Las manifestaciones en Chile no son ni de lejos un fenómeno nuevo. Recordemos que las manifestaciones estudiantiles de 2010 frustraron las aspiraciones de relección de Michelle Bachelet, y la resistencia del pueblo chileno al modelo neoliberal inició en el momento mismo del asalto al Palacio de la Moneda en 1973. Pero tampoco la represión. Durante la dictadura, las fuerzas armadas al mando de Pinochet intentaron destrozar a la disidencia política a través de la represión violenta, reflejada en su manifestación más funesta: la tortura y la desaparición de activistas y opositores al régimen.

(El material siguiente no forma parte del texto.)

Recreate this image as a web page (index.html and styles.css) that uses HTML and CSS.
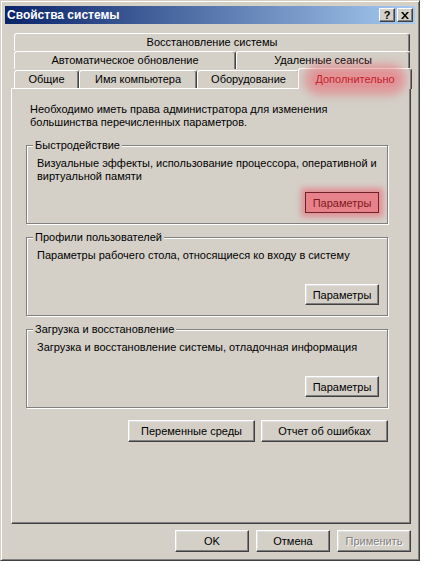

Ahora bien, lo que pasa en aquel país, es una manifestación más del fracaso de la contra ola conservadora que dislocó a los gobiernos de izquierda que durante los primeros 15 años del siglo XXI dominaron Sudamérica. Las manifestaciones sociales en Ecuador, así como los resultados electorales en Argentina, Bolivia y Colombia reflejan el pulso político de la región. La corrupción, y la desaceleración económica por la que atraviesa – y que ahora parece que es un fenómeno de alcance más internacional, pues justamente al cierre de octubre Alemania reportaba un estancamiento de su economía, al igual que México y Hong Kong- han propiciado que se pierda el rumbo político de la región, en el que el gran perdedor ha sido Brasil, con un presidente de derechas que ahora ha perdido a sus aliados. Si bien ahora la izquierda podría ser una opción, lo cierto es que ésta no cuenta con un proyecto alternativo que proponga un cambio sustantivo en el modelo económico político. El neoliberalismo como horizonte imaginario ha anulado toda capacidad creativa para pensar un mundo distinto en el que esa frontera del “ellos” y “nosotros” se mueva de latitud.
Mientras el modelo que propicia la desigualdad siga siendo maquillado, hidratado y “customizado”, la frontera entre el ellos y nosotros seguirá siendo el búlgaro ideal para la efervescencia populista; que como ya se ha atestiguado, puede aprovechar la desesperación social para socializar la ideología xenófoba, misógina e intolerante a la diversidad, desvaneciendo y diluyendo los siglos de lucha por la libertad y la igualdad que la sociedad internacional ha librado en contra del absolutismo.
Por ello, la convulsión social que ha emergido en Chile es una invitación para repensar desde una óptica critica la validez y vigencia del modelo económico y político al que se identifica como neoliberalismo. Es imposible seguir apelando a la normalidad que genera la aparente estabilidad que da ese modelo. Porque esa estabilidad está sostenida en la injusticia social y la desigualdad. De entre el montón de vestigios históricos que habrán de prevalecer como testimonio de este fenómeno, destaca el audio de la esposa del presidente Piñera, en el que explica a una de sus amigas la situación. En esa se escucha: “estamos absolutamente sobrepasados, es como una invasión extranjera, alienígena”, prueba de que la necedad y la miopía de aquellos que durante tantos años se han resistido al cambio, negando las funestas consecuencias del modelo político-internacional de la post Guerra Fría.